Pili Mohamed, petite paysanne et présidente du comité environnemental de Sasilo

«Je récolte désormais toute l’année», explique Fatuma Gwau Kundya. «Les moringas et les gliricidias forment une clôture naturelle autour de mon jardin pour le protéger des animaux sauvages et du bétail. Les feuilles, les racines et les graines du moringa sont très bonnes pour la santé, tandis que le gliricidia fertilise le sol, fournit du fourrage de qualité et du bois de chauffage et procure de l’ombre.»

Au village, on est fier des jardinsforêts et aussi de la pratique de l’apiculture. Les apiculteur·trices ont appris à construire des ruches en utilisant moins de bois, à récolter le miel avec délicatesse et à en produire plus. L’apiculteur Zebedayo Mtoi raconte: «J’ai récolté dix seaux de miel. Maintenant, je peux payer l’éducation de mes enfants.» Helvetas offre également un soutien à la commercialisation des produits. «J’ai déjà vendu la cire d’abeille, ce qui m’a permis d’acheter cinq ruches supplémentaires.»

Voir grand, avec de grands partenaires

Grâce à ces mesures, les petit·es paysan·nes de Sasilo ont pu diversifier leurs revenus et minimiser le risque de mauvaises récoltes, qui augmente avec le changement climatique. Cependant, des mesures en réseau sont nécessaires pour en atténuer les retombées à large échelle. C’est là que voir grand et avoir une vue d’ensemble, à l’instar du comité environnemental de Sasilo, révèle toute son utilité. 

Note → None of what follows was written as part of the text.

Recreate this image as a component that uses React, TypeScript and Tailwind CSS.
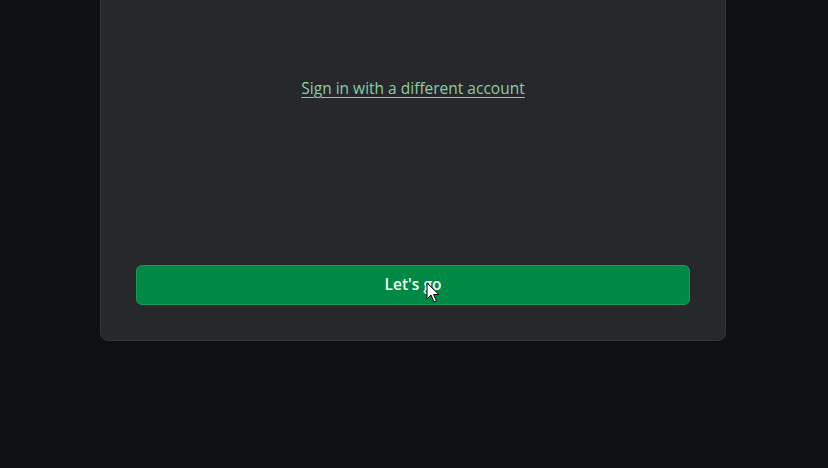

Ses membres ne pensent pas seulement en termes de petits jardins et de champs, mais évaluent aussi le terrain communal – une approche pionnière qui permet au comité d’élaborer des plans pour l’ensemble des environs de Sasilo, mais aussi de trouver des partenaires pour protéger la région. Helvetas fait ainsi appel à une entreprise qui transforme le coton bio et qui engage des agronomes pour former les petit·es paysan·nes aux techniques de culture durable et leur apprendre à fabriquer des engrais biologiques. Une situation gagnant-gagnant, puisqu’une chaîne de création de valeur plus productive et durable profite aux deux parties.

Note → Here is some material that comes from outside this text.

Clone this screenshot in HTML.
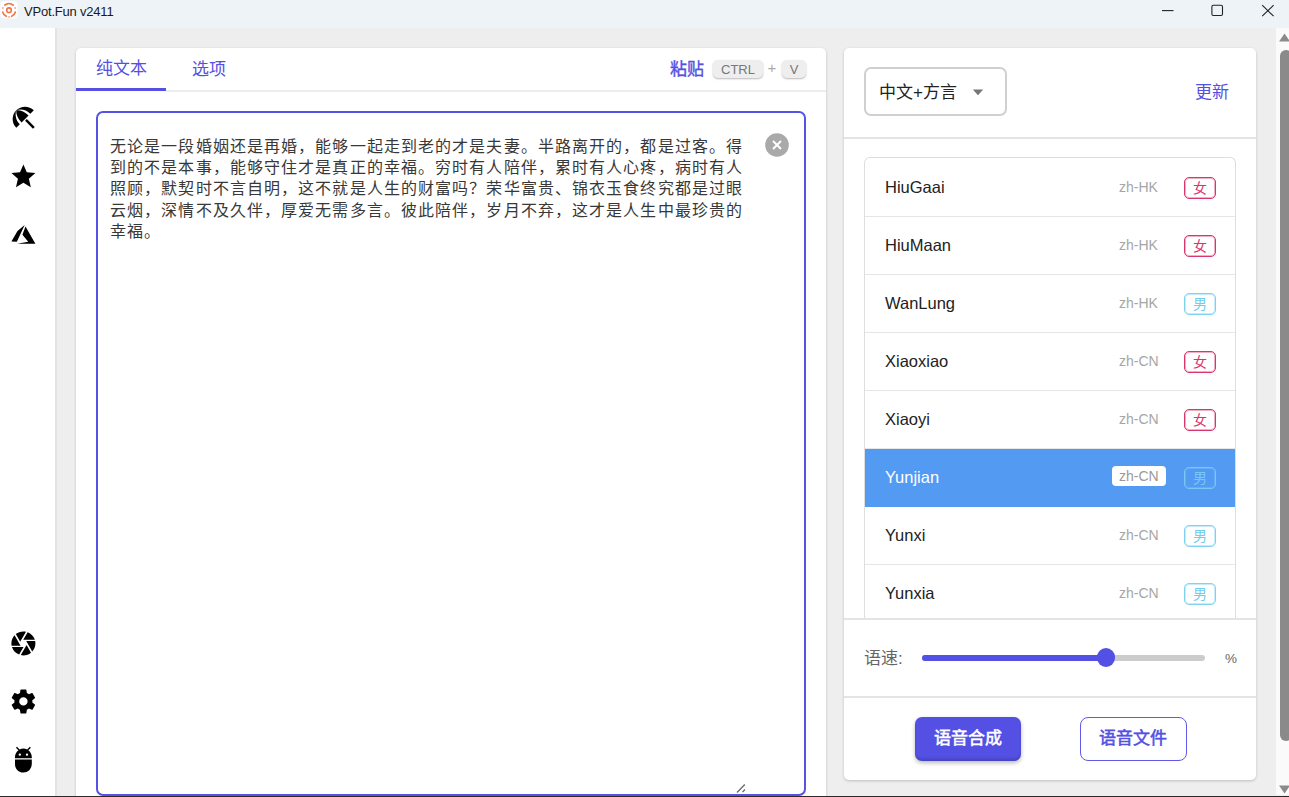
<!DOCTYPE html>
<html lang="zh-CN"><head><meta charset="utf-8">
<style>
*{box-sizing:border-box;margin:0;padding:0}
html,body{width:1289px;height:797px;overflow:hidden;background:#eeeeee;font-family:"Liberation Sans",sans-serif;position:relative}
.abs{position:absolute}
#title{left:0;top:0;width:1289px;height:28px;background:#eef3f8}
#title .t{left:24px;top:4px;font-size:13px;letter-spacing:-0.2px;color:#1a1a1a;white-space:nowrap}
#side{left:0;top:28px;width:55px;height:769px;background:#fff}
#strip{left:55px;top:28px;width:2px;height:769px;background:#e3e3e3}
.card{background:#fff;border-radius:5px;box-shadow:0 1px 3px rgba(0,0,0,.2)}
#lcard{left:76px;top:47.5px;width:749.5px;height:770px}
#rcard{left:844px;top:47.5px;width:412px;height:732.5px}
.tab{font-size:17px;color:#5350e3;white-space:nowrap;line-height:20px}
#tabline{left:76px;top:88px;width:90px;height:2.5px;background:#5350e3}
#tabdiv{left:166px;top:90px;width:660px;height:2px;background:#ececec}
.kbd{font-size:13px;color:#777;background:#eeeeee;border-radius:5px;box-shadow:0 1px 2px rgba(0,0,0,.28);height:18px;line-height:19px;text-align:center}
#ta{left:96.2px;top:111.4px;width:710px;height:684.8px;border:2px solid #5552e4;border-radius:7px}
.ln{left:110px;font-size:16px;letter-spacing:1.11px;line-height:20px;color:#383838;white-space:nowrap}
#bottomline{left:0;top:796px;width:1289px;height:1px;background:#2a2a2a}
#scroll{left:1276px;top:28px;width:13px;height:767px;background:#fafafa}
#thumb{left:1280px;top:50px;width:12px;height:691px;background:#8a8a8a;border-radius:6px}
#sel{left:864px;top:67px;width:143px;height:49px;border:2px solid #d0d0d0;border-radius:7px}
#list{left:864px;top:157px;width:372px;height:462px;border:1px solid #dedede;border-bottom:none;border-radius:6px 6px 0 0;overflow:hidden}
.row{position:absolute;left:0;width:370px;height:58px;border-bottom:1px solid #e6e6e6}
.row .n{position:absolute;left:20px;top:18px;font-size:16.5px;color:#222;line-height:20px}
.row .l{position:absolute;left:254px;top:20px;font-size:14px;color:#a6a6a6;line-height:16px}
.row .g{position:absolute;left:319px;top:17.5px;width:32px;height:22px;border:1px solid #d9366c;box-shadow:inset 0 0 0 1px rgba(217,54,108,.4);border-radius:5px;color:#d9366c;font-size:14px;text-align:center;line-height:20px}
.row .g.m{border-color:#80d2f2;color:#70ccf0;box-shadow:inset 0 0 0 1px rgba(128,210,242,.45)}
.row.act{background:#539af3;border-bottom-color:#539af3}
.row.act .n{color:#fff}
.row.act .l{background:#fff;color:#9a9a9a;border-radius:4px;padding:0 0 0 7px;width:54px;left:247px;top:17px;height:20px;line-height:20px}
.row.act .g{border-color:#78c8f4;color:#78c8f4;box-shadow:inset 0 0 0 1px rgba(120,200,244,.4)}
.hdiv{height:1.5px;background:#e4e4e4}
.btn{font-size:17px;-webkit-text-stroke:0.55px currentColor;text-align:center;line-height:44px;border-radius:7px}
svg{position:absolute;overflow:visible}
</style></head><body>
<div id="title" class="abs">
 <svg style="left:0;top:0" width="19" height="20" viewBox="0 0 19 20">
  <rect x="0.5" y="1" width="17" height="17.5" rx="4" fill="#fff"/>
  <path d="M13.24 5.14A6.6 6.6 0 0 0 4.76 5.14M2.69 12.13A6.6 6.6 0 0 0 6.42 16.28M11.58 16.28A6.6 6.6 0 0 0 15.31 12.13" fill="none" stroke="#f07448" stroke-width="1.7" stroke-linecap="round"/>
  <circle cx="2.8" cy="7.94" r="0.95" fill="#f7a888"/><circle cx="15.2" cy="7.94" r="0.95" fill="#f7a888"/><circle cx="9" cy="16.9" r="0.95" fill="#f7a888"/>
  <circle cx="9" cy="10.2" r="2.3" fill="none" stroke="#f07448" stroke-width="1.6"/>
 </svg>
 <div class="t abs">VPot.Fun v2411</div>
 <svg style="left:1160px;top:5px" width="16" height="12"><line x1="2" y1="5.6" x2="13.5" y2="5.6" stroke="#222" stroke-width="1.1"/></svg>
 <svg style="left:1210px;top:4px" width="16" height="14"><rect x="1.9" y="1.3" width="10.6" height="10.2" rx="1.4" fill="none" stroke="#222" stroke-width="1.1"/></svg>
 <svg style="left:1260px;top:4px" width="16" height="14"><path d="M2.2 1.2L13.6 12.2M13.6 1.2L2.2 12.2" stroke="#222" stroke-width="1.1"/></svg>
</div>
<div id="side" class="abs">
 <svg style="left:8.8px;top:75.2px" width="29.4" height="29.4" viewBox="0 0 24 24"><path fill="#000" d="M13.127 14.56l1.43-1.43 6.44 6.443L19.57 21zm4.293-5.73l2.86-2.86c-3.95-3.950-10.35-3.96-14.3-.02 3.93-1.3 8.31-.25 11.440 2.88zM5.950 5.98c-3.94 3.95-3.93 10.35.02 14.3l2.86-2.86C5.7 14.29 4.65 9.91 5.95 5.98zm.02-.02l-.01.01c-.38 3.01 1.17 6.88 4.3 10.02l5.73-5.73c-3.13-3.13-7.01-4.68-10.02-4.3z"/></svg>
 <svg style="left:9px;top:133.5px" width="28.8" height="28.8" viewBox="0 0 24 24"><path fill="#000" d="M12,17.27L18.18,21L16.54,13.97L22,9.24L14.81,8.62L12,2L9.19,8.62L2,9.24L7.45,13.97L5.82,21L12,17.27Z"/></svg>
 <svg style="left:8.8px;top:192px" width="28.8" height="28.8" viewBox="0 0 24 24"><path fill="#000" d="M13.05,4.24L6.56,18.05L2,18L7.09,9.24L13.05,4.24M13.75,5.33L22,19.76H6.74L16.04,18.1L11.17,12.31L13.75,5.33Z"/></svg>
 <svg style="left:9px;top:600.7px" width="28.8" height="28.8" viewBox="0 0 24 24"><path fill="#000" d="M13.73,15L9.83,21.76C10.53,21.91 11.25,22 12,22C14.4,22 16.6,21.15 18.32,19.75L14.66,13.4M2.46,15C3.38,17.92 5.61,20.26 8.45,21.34L12.12,15M8.54,12L4.64,5.25C3,7 2,9.39 2,12C2,12.68 2.07,13.35 2.2,14H9.69M21.8,10H14.31L14.6,10.5L19.36,18.75C21,16.97 22,14.6 22,12C22,11.31 21.93,10.64 21.8,10M21.54,9C20.62,6.07 18.39,3.74 15.55,2.66L11.88,9M9.4,10.5L14.17,2.24C13.47,2.09 12.75,2 12,2C9.6,2 7.4,2.84 5.68,4.25L9.34,10.6L9.4,10.5Z"/></svg>
 <svg style="left:9px;top:659px" width="28.8" height="28.8" viewBox="0 0 24 24"><path fill="#000" d="M12,15.5A3.5,3.5 0 0,1 8.5,12A3.5,3.5 0 0,1 12,8.5A3.5,3.5 0 0,1 15.5,12A3.5,3.5 0 0,1 12,15.5M19.43,12.97C19.47,12.65 19.5,12.33 19.5,12C19.5,11.67 19.47,11.34 19.43,11L21.54,9.37C21.73,9.22 21.78,8.95 21.66,8.73L19.66,5.27C19.54,5.05 19.27,4.96 19.05,5.05L16.56,6.05C16.04,5.66 15.5,5.32 14.87,5.07L14.5,2.42C14.46,2.18 14.25,2 14,2H10C9.75,2 9.54,2.18 9.5,2.42L9.13,5.07C8.5,5.32 7.96,5.66 7.44,6.05L4.95,5.05C4.73,4.96 4.46,5.05 4.34,5.27L2.34,8.73C2.21,8.95 2.27,9.22 2.46,9.37L4.57,11C4.53,11.34 4.5,11.67 4.5,12C4.5,12.33 4.53,12.65 4.57,12.97L2.46,14.63C2.27,14.78 2.21,15.05 2.34,15.27L4.34,18.73C4.46,18.95 4.73,19.03 4.95,18.95L7.44,17.94C7.96,18.34 8.5,18.68 9.13,18.93L9.5,21.58C9.54,21.82 9.75,22 10,22H14C14.25,22 14.46,21.82 14.5,21.58L14.87,18.93C15.5,18.67 16.04,18.34 16.56,17.94L19.05,18.95C19.27,19.03 19.54,18.95 19.66,18.73L21.66,15.27C21.78,15.05 21.73,14.78 21.54,14.63L19.43,12.97Z"/></svg>
 <svg style="left:9px;top:717px" width="28.8" height="28.8" viewBox="0 0 24 24"><path fill="#000" d="M15,9A1,1 0 0,1 14,8A1,1 0 0,1 15,7A1,1 0 0,1 16,8A1,1 0 0,1 15,9M9,9A1,1 0 0,1 8,8A1,1 0 0,1 9,7A1,1 0 0,1 10,8A1,1 0 0,1 9,9M16.12,4.37L18.22,2.27L17.4,1.44L15.09,3.75C14.16,3.28 13.11,3 12,3C10.88,3 9.84,3.28 8.91,3.75L6.6,1.44L5.78,2.27L7.88,4.37C6.14,5.640 5,7.68 5,10V11H19V10C19,7.68 17.86,5.64 16.12,4.37M5,16C5,19.86 8.13,23 12,23A7,7 0 0,0 19,16V12H5V16Z"/></svg>
</div>
<div id="strip" class="abs"></div>
<div id="lcard" class="abs card"></div>
<div id="rcard" class="abs card"></div>

<div class="abs tab" style="left:95.5px;top:59px">纯文本</div>
<div class="abs tab" style="left:192px;top:59.5px">选项</div>
<div id="tabline" class="abs"></div>
<div id="tabdiv" class="abs"></div>
<div class="abs tab" style="left:670px;top:59.5px;-webkit-text-stroke:0.35px #5350e3">粘贴</div>
<div class="abs kbd" style="left:713px;top:60px;width:50px">CTRL</div>
<div class="abs" style="left:767.5px;top:58.5px;font-size:15px;color:#aaa">+</div>
<div class="abs kbd" style="left:782px;top:60px;width:24px">V</div>

<div id="ta" class="abs"></div>
<div class="abs ln" style="top:136.6px">无论是一段婚姻还是再婚，能够一起走到老的才是夫妻。半路离开的，都是过客。得</div>
<div class="abs ln" style="top:158px">到的不是本事，能够守住才是真正的幸福。穷时有人陪伴，累时有人心疼，病时有人</div>
<div class="abs ln" style="top:179.4px">照顾，默契时不言自明，这不就是人生的财富吗？荣华富贵、锦衣玉食终究都是过眼</div>
<div class="abs ln" style="top:200.8px">云烟，深情不及久伴，厚爱无需多言。彼此陪伴，岁月不弃，这才是人生中最珍贵的</div>
<div class="abs ln" style="top:222.2px">幸福。</div>
<svg style="left:765px;top:132.5px" width="24" height="24" viewBox="0 0 24 24"><circle cx="12" cy="12" r="11.8" fill="#a9a9a9"/><path d="M8 8L16 16M16 8L8 16" stroke="#fff" stroke-width="1.9"/></svg>
<svg style="left:735px;top:783px" width="12" height="12"><path d="M2 9.5L9.8 1.5M7.5 9L10 6.5" stroke="#6a6a6a" stroke-width="1.3"/></svg>

<div id="sel" class="abs"></div>
<div class="abs" style="left:879px;top:82.5px;font-size:17px;line-height:20px;color:#222;white-space:nowrap">中文+方言</div>
<svg style="left:972px;top:88.5px" width="12" height="7"><path d="M0.8 0.5H11.2L6 6.2Z" fill="#777"/></svg>
<div class="abs" style="left:1195px;top:82.5px;font-size:17px;line-height:20px;color:#5350e3;white-space:nowrap">更新</div>
<div class="abs hdiv" style="left:844px;top:137px;width:412px"></div>

<div id="list" class="abs">
 <div class="row" style="top:1px"><span class="n">HiuGaai</span><span class="l">zh-HK</span><span class="g">女</span></div>
 <div class="row" style="top:59px"><span class="n">HiuMaan</span><span class="l">zh-HK</span><span class="g">女</span></div>
 <div class="row" style="top:117px"><span class="n">WanLung</span><span class="l">zh-HK</span><span class="g m">男</span></div>
 <div class="row" style="top:175px"><span class="n">Xiaoxiao</span><span class="l">zh-CN</span><span class="g">女</span></div>
 <div class="row" style="top:233px"><span class="n">Xiaoyi</span><span class="l">zh-CN</span><span class="g">女</span></div>
 <div class="row act" style="top:291px"><span class="n">Yunjian</span><span class="l">zh-CN</span><span class="g m">男</span></div>
 <div class="row" style="top:349px"><span class="n">Yunxi</span><span class="l">zh-CN</span><span class="g m">男</span></div>
 <div class="row" style="top:407px"><span class="n">Yunxia</span><span class="l">zh-CN</span><span class="g m">男</span></div>
</div>
<div class="abs hdiv" style="left:844px;top:618px;width:412px"></div>

<div class="abs" style="left:864px;top:648.5px;font-size:17px;line-height:20px;color:#666;white-space:nowrap">语速:</div>
<div class="abs" style="left:922px;top:655px;width:283px;height:6px;border-radius:3px;background:#cccccc"></div>
<div class="abs" style="left:922px;top:655px;width:184px;height:6px;border-radius:3px;background:#5350e3"></div>
<div class="abs" style="left:1096.5px;top:648px;width:18.5px;height:18.5px;border-radius:50%;background:#5350e3"></div>
<div class="abs" style="left:1225px;top:650.5px;font-size:13.5px;line-height:16px;color:#666">%</div>
<div class="abs hdiv" style="left:844px;top:696px;width:412px"></div>

<div class="abs btn" style="left:915px;top:717px;width:106px;height:43.7px;background:#5350e3;color:#fff;box-shadow:inset 0 -2.5px 2px rgba(0,0,0,.14),0 2px 4px rgba(0,0,0,.28)">语音合成</div>
<div class="abs btn" style="left:1080px;top:717px;width:106.5px;height:43.5px;border:1px solid #5f5ae8;color:#5350e3;line-height:42px;border-radius:8px">语音文件</div>

<div id="scroll" class="abs"></div>
<svg style="left:1278px;top:32px" width="14" height="10"><path d="M1 9.5L6.5 1.5L12 9.5Z" fill="#8a8a8a"/></svg>
<div id="thumb" class="abs"></div>
<svg style="left:1278px;top:785px" width="14" height="10"><path d="M1 0.5L6.5 8.5L12 0.5Z" fill="#8a8a8a"/></svg>
<div id="bottomline" class="abs"></div>
</body></html>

Revenons aux cartes des villages, où figurent également les surfaces présentant une précieuse biodiversité: les autorités du district en ont la charge. Elles rassemblent les cartes et les plans des comités environnementaux des différents villages et les compilent. De cette façon, il est possible de créer des surfaces de reboisement dépassant le cadre d’un village. Les préoccupations des femmes et des jeunes générations sont écoutées et prises en compte au même titre que celles des paysans établis de longue date. Pili Hussein, petite paysanne de Sasilo et présidente du comité local, déclare: «C’est seulement lorsque j’y ai collaboré personnellement que j’ai réalisé le pouvoir de la cartographie.»